Estávamos em Carmona, no Uíge, no batalhão de caçadores. Estávamos na messe, quando o “cripto” chegou e nos informou de que algo tinha acontecido em Lisboa. Mas, só passados alguns dias se começou a falar de revolução. As informações demoravam a chegar, apenas sabíamos que o poder tinha sido tomado pelos militares. A guerra não acabou e os meses foram passando... abril, maio, junho, julho!

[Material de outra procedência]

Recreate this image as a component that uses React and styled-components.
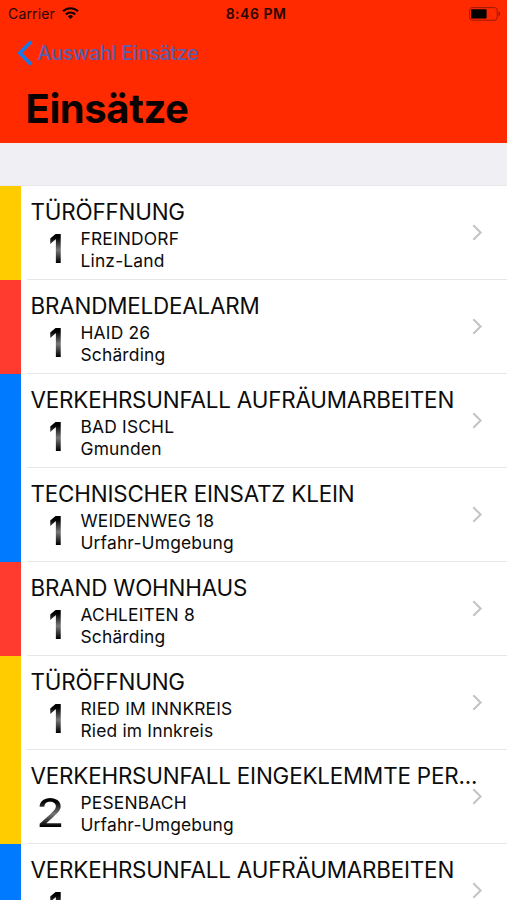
import React from "react";
import styled, { createGlobalStyle } from "styled-components";

const incidents = [
  { title: "TÜRÖFFNUNG", place: "FREINDORF", district: "Linz-Land", count: 1, color: "#ffcc00" },
  { title: "BRANDMELDEALARM", place: "HAID 26", district: "Schärding", count: 1, color: "#ff3b30" },
  { title: "VERKEHRSUNFALL AUFRÄUMARBEITEN", place: "BAD ISCHL", district: "Gmunden", count: 1, color: "#007aff" },
  { title: "TECHNISCHER EINSATZ KLEIN", place: "WEIDENWEG 18", district: "Urfahr-Umgebung", count: 1, color: "#007aff" },
  { title: "BRAND WOHNHAUS", place: "ACHLEITEN 8", district: "Schärding", count: 1, color: "#ff3b30" },
  { title: "TÜRÖFFNUNG", place: "RIED IM INNKREIS", district: "Ried im Innkreis", count: 1, color: "#ffcc00" },
  { title: "VERKEHRSUNFALL EINGEKLEMMTE PER...", place: "PESENBACH", district: "Urfahr-Umgebung", count: 2, color: "#ffcc00" },
  { title: "VERKEHRSUNFALL AUFRÄUMARBEITEN", place: "", district: "", count: 1, color: "#007aff" },
];

function WifiIcon() {
  return (
    <svg width="17" height="12" viewBox="0 0 17 12" fill="none" stroke="#160300" strokeWidth="2.2">
      <path d="M1 4.3a10.8 10.8 0 0 1 15 0" />
      <path d="M3.8 7.4a6.8 6.8 0 0 1 9.4 0" />
      <path d="M8.5 12 5.9 9.4a3.7 3.7 0 0 1 5.2 0z" fill="#160300" stroke="none" />
    </svg>
  );
}

function BatteryIcon() {
  return (
    <svg width="32" height="14" viewBox="0 0 32 14">
      <rect x="0.6" y="0.6" width="27.6" height="12.6" rx="2.6" fill="none" stroke="#9c1a00" strokeWidth="1" />
      <rect x="2" y="2.2" width="15.6" height="9.4" rx="1" fill="#000" />
      <path d="M29.6 4.6c1.8.6 1.8 4 0 4.6z" fill="#7d1400" />
    </svg>
  );
}

function App() {
  return (
    <Screen>
      <GlobalStyle />
      <Header>
        <StatusBar>
          <Carrier>
            <span>Carrier</span>
            <WifiIcon />
          </Carrier>
          <Time>8:46 PM</Time>
          <Battery>
            <BatteryIcon />
          </Battery>
        </StatusBar>
        <BackButton>
          <svg width="16" height="26" viewBox="0 0 16 26" fill="none" stroke="#1878ea" strokeWidth="3.6">
            <path d="M14.2 1.5 2.8 13l11.4 11.5" />
          </svg>
          <span>Auswahl Einsätze</span>
        </BackButton>
        <Heading>Einsätze</Heading>
      </Header>
      <SectionGap />
      <List>
        {incidents.map((item, index) => (
          <Row key={index}>
            <Stripe $color={item.color} />
            <Content>
              <Info>
                <Title>{item.title}</Title>
                <Details>
                  <Count $narrow={item.count === 1}>{item.count}</Count>
                  <Location>
                    <span>{item.place}</span>
                    <span>{item.district}</span>
                  </Location>
                </Details>
              </Info>
              <Chevron width="11" height="17" viewBox="0 0 11 17">
                <path d="M1.3 1.3 8.6 8.5l-7.3 7.2" />
              </Chevron>
            </Content>
          </Row>
        ))}
      </List>
    </Screen>
  );
}

const GlobalStyle = createGlobalStyle`
  body {
    margin: 0;
    overflow: hidden;
    background: #fff;
  }
  * {
    box-sizing: border-box;
  }
`;

const Screen = styled.div`
  width: 507px;
  height: 900px;
  overflow: hidden;
  background: #fff;
  color: #0c0c0c;
  font-family: Inter, "Liberation Sans", sans-serif;
`;

const Header = styled.header`
  height: 142.6px;
  background: #ff2a00;
`;

const StatusBar = styled.div`
  display: grid;
  grid-template-columns: 1fr auto 1fr;
  align-items: center;
  height: 27px;
  padding: 0 6px 0 8px;
  font-size: 14px;
  line-height: 27px;
  color: #2a0600;
`;

const Carrier = styled.div`
  display: flex;
  align-items: center;
  gap: 7px;
  letter-spacing: 0.15px;
  svg {
    margin-top: -1px;
  }
`;

const Time = styled.div`
  padding-left: 3px;
  font-weight: 600;
  letter-spacing: 0.5px;
`;

const Battery = styled.div`
  display: flex;
  justify-content: flex-end;
`;

const BackButton = styled.div`
  display: flex;
  align-items: center;
  gap: 5px;
  height: 52px;
  padding-left: 16.5px;
  color: #5b5fae;
  font-size: 19.6px;
  font-weight: 500;
  letter-spacing: -0.23px;
`;

const Heading = styled.h1`
  margin: 0;
  padding-left: 25.5px;
  color: #0a0200;
  font-size: 40px;
  font-weight: 700;
  letter-spacing: -0.4px;
  line-height: 60px;
`;

const SectionGap = styled.div`
  height: 43px;
  background: #efeff4;
  border-bottom: 1px solid #e8e8ec;
`;

const List = styled.div`
  display: flex;
  flex-direction: column;
`;

const Row = styled.div`
  display: flex;
  height: 94.03px;
`;

const Stripe = styled.div`
  flex: none;
  width: 20.5px;
  background: ${(props) => props.$color};
`;

const Content = styled.div`
  display: flex;
  flex: 1;
  align-items: center;
  min-width: 0;
  margin-left: 6px;
  padding-right: 24px;
  border-bottom: 1px solid #e6e6e8;
`;

const Info = styled.div`
  flex: 1;
  align-self: stretch;
  min-width: 0;
  padding: 12px 0 0 4px;
`;

const Title = styled.div`
  font-size: 22.4px;
  line-height: 28px;
  letter-spacing: -0.18px;
  white-space: nowrap;
`;

const Details = styled.div`
  display: flex;
  gap: 18px;
`;

const Count = styled.div`
  width: ${(props) => (props.$narrow ? 32 : 33)}px;
  height: 46px;
  margin-right: ${(props) => (props.$narrow ? 0 : -1)}px;
  background: linear-gradient(to bottom, #000 25%, #777 52%, #000 80%);
  background-clip: text;
  -webkit-background-clip: text;
  color: transparent;
  font-size: 40px;
  font-weight: ${(props) => (props.$narrow ? 700 : 500)};
  line-height: 46px;
  text-align: right;
  transform: scaleX(${(props) => (props.$narrow ? 0.82 : 1.12)});
  transform-origin: right center;
`;

const Location = styled.div`
  display: flex;
  flex-direction: column;
  padding-top: 2px;
  font-size: 17.4px;
  line-height: 22px;
  letter-spacing: 0.18px;
`;

const Chevron = styled.svg`
  flex: none;
  fill: none;
  stroke: #c4c4c8;
  stroke-width: 2.1;
`;

export default App;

O basquetebol em tempo de guerra...

No dia que seria o meu último dia em Carmona, corria o início do mês de julho, tinha de ir para o Negage para vir de avião para Luanda, quando um grupo do batalhão, ao ir dar apoio logístico a um grupo que estava num aquartelamento afastado da cidade e que de uma forma despreocupada, ou melhor dizendo, sem as devidas precauções guerreiras, sofreu uma emboscada, morrendo seis militares. O meu amigo Chico salvou-se. Chico Gameiro, ainda hoje tenho o teu “Assim Falava Zaratustra”, continua a ser o meu companheiro desta viagem a que chamamos Vida. Nós estivemos lá! Cinquenta anos depois, esforçamo-nos para não sermos apanhados novamente por aquele inferno... Bem, neste momento fui apanhado por uma comoção, recordação, depressão... isto passa! Só peço que se não nos querem dar nada, por favor, não façam promessas de coisas que nem sequer sabem do que estão a falar.
Na música, todo o ano, todos os anos, e não só em Abril ouçam o Zeca Afonso e ouçam o que ele ainda tem para vos dizer.
Nos livros, bem, nunca vos falei deste filósofo , que tem sido para mim um bom companheiro, para bons e maus momentos, e, muito tem contribuído para a minha saúde mental. Fala-vos de Frederico Nietzsche e leiam “Assim Falava Zaratustra”.
O meu desejo é que o 25 de Abril contribua para que definitivamente a pobreza e a miséria seja erradicada da nossa sociedade. E que o serviço militar seja para quem o quiser fazer e tenha condições para o ser.